Il y en a qui ne célèbrent pas la Saint-Valentin parce que tout le monde le fait. Tout le monde le fait, fais-le donc pas. L'important, c'est d'être original. Tout le monde se dit je t'aime, je ne le dirai pas. Gnagnagna... Ben voyons ! Être différent, c'est bien quand tout le monde est con. Mais quand tout le monde est bon, c'est con. Pas besoin de remplir la maison de chandelles, mais une petite lumière dans les yeux, un matin de Saint-Valentin, ça ne peut que vous rendre heureux.

Il y en a qui boudent la Saint-Valentin parce qu'ils trouvent que ça n'a pas rapport. Pourquoi la Saint-Valentin ? Pourquoi le 14 février ? Saint Valentin fut le premier évêque de la ville de Terni en 197 après Jésus-Christ. Le préfet Placido Furi l'a condamné à mort parce qu'il a célébré un mariage entre un légionnaire romain et une chrétienne. Un mariage d'amour. Saint Valentin fut décapité. L'amour lui fit perdre la tête.

Si on célèbre la fête de l'amour le 14 février, c'est parce qu'au XIVe siècle, on croyait que c'était le jour où les oiseaux s'appairaient, comme on le disait à l'époque, en vieux français. On pensait que tous les oiseaux se mettaient en couple le même jour. Le 14 février, c'était comme la grande finale de l'Occupation double de la perruche. Ça se roucoulait dans le cou !

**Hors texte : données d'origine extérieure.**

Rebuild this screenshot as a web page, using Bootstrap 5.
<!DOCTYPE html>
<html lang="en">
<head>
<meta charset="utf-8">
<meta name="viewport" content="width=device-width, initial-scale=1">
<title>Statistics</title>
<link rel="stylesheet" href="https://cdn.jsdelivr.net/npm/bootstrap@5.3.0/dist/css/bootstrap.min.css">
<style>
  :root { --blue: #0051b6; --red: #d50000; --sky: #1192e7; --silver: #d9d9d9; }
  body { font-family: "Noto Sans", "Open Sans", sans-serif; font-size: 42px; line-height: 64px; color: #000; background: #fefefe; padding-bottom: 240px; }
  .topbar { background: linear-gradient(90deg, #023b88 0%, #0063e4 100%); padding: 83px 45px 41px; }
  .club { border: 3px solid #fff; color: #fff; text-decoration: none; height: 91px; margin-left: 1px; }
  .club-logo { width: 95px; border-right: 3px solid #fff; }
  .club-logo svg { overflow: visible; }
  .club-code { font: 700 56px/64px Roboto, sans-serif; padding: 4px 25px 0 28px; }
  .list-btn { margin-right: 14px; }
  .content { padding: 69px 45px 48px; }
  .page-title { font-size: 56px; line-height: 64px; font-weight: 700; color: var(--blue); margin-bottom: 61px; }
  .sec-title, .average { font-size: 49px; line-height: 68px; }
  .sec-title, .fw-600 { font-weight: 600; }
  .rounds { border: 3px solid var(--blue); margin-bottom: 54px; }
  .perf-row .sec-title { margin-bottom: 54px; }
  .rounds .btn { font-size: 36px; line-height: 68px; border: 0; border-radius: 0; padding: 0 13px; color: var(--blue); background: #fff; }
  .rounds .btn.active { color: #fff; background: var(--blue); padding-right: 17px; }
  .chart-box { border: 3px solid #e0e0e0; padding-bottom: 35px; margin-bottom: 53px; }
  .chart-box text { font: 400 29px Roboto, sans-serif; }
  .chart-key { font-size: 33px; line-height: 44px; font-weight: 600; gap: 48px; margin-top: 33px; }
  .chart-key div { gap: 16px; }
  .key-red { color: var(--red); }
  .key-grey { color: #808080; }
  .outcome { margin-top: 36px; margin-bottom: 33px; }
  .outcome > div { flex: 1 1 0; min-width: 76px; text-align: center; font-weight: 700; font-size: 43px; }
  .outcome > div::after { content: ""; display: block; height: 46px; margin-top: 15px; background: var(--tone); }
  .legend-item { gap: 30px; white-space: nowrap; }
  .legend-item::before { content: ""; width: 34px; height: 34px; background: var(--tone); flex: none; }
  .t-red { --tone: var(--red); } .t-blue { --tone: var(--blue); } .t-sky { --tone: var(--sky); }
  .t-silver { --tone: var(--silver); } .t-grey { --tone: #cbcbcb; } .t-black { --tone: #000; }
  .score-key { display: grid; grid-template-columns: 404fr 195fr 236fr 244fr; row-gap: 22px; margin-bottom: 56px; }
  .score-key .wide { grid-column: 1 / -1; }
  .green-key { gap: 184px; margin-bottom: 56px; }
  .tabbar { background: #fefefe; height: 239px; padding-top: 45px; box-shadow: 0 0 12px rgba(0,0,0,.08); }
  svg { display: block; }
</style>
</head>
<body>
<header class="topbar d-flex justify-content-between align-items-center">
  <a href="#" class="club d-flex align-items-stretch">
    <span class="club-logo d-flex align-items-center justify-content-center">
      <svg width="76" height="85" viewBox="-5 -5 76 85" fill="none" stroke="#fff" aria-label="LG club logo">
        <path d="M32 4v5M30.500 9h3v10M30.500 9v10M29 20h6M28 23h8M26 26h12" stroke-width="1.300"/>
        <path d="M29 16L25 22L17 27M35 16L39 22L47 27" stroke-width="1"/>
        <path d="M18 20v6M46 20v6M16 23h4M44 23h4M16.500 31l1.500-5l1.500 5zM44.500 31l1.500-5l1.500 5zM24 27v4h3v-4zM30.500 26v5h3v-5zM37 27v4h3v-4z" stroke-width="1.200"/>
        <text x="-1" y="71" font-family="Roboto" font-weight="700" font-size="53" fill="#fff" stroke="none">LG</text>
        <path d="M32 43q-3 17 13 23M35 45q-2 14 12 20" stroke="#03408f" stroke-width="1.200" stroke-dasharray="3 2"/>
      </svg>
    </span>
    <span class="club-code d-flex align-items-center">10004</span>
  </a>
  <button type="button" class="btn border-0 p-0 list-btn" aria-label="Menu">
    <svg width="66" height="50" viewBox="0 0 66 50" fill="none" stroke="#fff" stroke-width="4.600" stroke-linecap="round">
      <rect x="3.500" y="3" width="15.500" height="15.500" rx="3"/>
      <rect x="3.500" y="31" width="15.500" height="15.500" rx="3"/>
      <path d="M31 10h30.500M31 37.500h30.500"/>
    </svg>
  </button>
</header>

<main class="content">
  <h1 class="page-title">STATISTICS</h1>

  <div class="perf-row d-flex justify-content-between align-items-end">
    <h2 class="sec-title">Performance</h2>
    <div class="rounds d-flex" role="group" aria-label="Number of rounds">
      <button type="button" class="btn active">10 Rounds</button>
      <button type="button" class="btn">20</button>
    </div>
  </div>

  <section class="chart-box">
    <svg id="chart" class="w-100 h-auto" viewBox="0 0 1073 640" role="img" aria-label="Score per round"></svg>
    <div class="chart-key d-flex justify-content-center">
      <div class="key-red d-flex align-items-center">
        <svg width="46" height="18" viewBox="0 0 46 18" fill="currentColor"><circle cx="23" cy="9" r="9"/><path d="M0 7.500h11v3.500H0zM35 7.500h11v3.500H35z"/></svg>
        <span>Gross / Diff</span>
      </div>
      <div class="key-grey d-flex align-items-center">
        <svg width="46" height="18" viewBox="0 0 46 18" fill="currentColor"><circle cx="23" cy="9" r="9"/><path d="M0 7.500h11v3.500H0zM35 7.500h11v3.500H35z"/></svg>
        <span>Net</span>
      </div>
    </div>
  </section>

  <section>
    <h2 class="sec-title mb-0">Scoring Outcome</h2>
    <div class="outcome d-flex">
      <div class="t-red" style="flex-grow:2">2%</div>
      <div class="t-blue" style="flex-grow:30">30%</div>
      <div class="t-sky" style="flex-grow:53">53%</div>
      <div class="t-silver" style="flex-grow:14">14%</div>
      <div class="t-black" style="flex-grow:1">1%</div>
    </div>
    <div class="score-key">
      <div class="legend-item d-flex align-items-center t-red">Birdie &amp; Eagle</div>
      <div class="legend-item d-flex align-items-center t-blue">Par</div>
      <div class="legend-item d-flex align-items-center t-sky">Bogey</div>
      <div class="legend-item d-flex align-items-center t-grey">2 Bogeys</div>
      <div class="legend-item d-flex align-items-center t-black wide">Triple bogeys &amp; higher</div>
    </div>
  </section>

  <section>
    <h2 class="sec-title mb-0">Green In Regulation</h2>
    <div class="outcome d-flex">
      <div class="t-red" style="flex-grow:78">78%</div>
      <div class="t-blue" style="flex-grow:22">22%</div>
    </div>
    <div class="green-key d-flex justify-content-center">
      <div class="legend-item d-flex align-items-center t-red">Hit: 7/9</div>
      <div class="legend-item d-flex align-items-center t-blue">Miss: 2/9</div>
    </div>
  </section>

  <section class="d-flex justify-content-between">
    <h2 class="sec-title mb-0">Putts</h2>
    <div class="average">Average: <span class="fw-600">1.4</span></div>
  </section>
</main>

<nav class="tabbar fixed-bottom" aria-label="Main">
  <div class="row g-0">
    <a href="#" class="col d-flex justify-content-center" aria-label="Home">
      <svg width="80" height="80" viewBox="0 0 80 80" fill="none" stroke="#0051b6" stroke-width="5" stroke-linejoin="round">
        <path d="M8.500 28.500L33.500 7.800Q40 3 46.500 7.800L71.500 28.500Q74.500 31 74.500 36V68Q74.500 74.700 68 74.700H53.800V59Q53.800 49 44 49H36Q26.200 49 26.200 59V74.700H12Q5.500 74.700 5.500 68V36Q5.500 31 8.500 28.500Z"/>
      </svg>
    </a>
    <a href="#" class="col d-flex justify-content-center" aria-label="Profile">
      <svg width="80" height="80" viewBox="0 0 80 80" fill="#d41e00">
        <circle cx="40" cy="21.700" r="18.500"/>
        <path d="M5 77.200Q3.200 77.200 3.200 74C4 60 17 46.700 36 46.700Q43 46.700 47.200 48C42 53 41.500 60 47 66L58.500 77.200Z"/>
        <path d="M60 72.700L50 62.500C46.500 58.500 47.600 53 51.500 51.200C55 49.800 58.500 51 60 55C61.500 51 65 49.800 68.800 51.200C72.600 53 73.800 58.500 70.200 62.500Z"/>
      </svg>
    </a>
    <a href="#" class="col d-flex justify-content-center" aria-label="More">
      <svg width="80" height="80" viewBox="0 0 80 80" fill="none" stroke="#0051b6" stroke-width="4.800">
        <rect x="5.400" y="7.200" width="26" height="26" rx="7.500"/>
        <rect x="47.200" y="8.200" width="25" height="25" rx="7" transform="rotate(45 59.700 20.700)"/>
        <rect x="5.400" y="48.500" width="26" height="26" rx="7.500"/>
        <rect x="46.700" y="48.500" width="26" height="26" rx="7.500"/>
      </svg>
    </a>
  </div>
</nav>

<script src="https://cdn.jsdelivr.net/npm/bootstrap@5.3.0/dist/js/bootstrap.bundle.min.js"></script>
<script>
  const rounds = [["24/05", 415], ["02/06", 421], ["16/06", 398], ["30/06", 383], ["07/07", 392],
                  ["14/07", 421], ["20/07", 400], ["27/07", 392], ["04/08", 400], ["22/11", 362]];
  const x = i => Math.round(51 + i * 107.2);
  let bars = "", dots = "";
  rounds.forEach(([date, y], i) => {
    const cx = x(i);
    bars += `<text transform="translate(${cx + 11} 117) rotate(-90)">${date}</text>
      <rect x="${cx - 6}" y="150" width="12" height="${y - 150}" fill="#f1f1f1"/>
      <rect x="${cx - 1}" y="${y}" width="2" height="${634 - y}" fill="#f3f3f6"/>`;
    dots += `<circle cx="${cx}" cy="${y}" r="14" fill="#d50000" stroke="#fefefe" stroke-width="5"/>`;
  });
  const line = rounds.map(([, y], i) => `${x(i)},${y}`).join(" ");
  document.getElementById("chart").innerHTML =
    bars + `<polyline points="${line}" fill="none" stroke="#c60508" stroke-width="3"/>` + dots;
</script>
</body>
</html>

Donc si demain vous allez fêter la Saint-Valentin avec votre partenaire, c'est à cause d'un prêtre et des oiseaux. Bien sûr, ce ne sont pas les symboles les plus forts de la séduction. Surtout qu'un prêtre est censé être aux oiseaux. Mais avouons que le terme en lui-même sonne bien ; Saint-Valentin. C'est quand même plus mignon que la Saint-Guy ou la Saint-Scholastique. Et juste le mot saint est tellement évocateur.

Puis le 14 février, c'est une date tout indiquée pour se coller. Le 14 août, en pleine canicule, le chocolat se digèrerait mal et la sueur de l'autre pourrait nous noyer. À la mi-février, un peu de rouge dans la grisaille, ça donne des belles chaleurs. C'est une joyeuse façon de faire passer l'hiver.

Ne gâchez pas votre plaisir demain. Il y a des entreprises plus importantes à dénoncer que celle de la Saint-Valentin. Pas besoin de rien acheter. Faites des fleurs en papier avec La Presse du samedi, un statut Facebook avec des coeurs, un secret sur l'oreiller, et le tour est joué. Pensez-y, une journée dans l'année où le mot amour est plus populaire dans les médias que le mot guerre, ça ne peut pas mal faire.

Joyeuse Saint-Valentin tout le monde ! Seuls ou en couple, on est tous des amoureux. En bateau ou sur le quai, on est tous en train de voyager.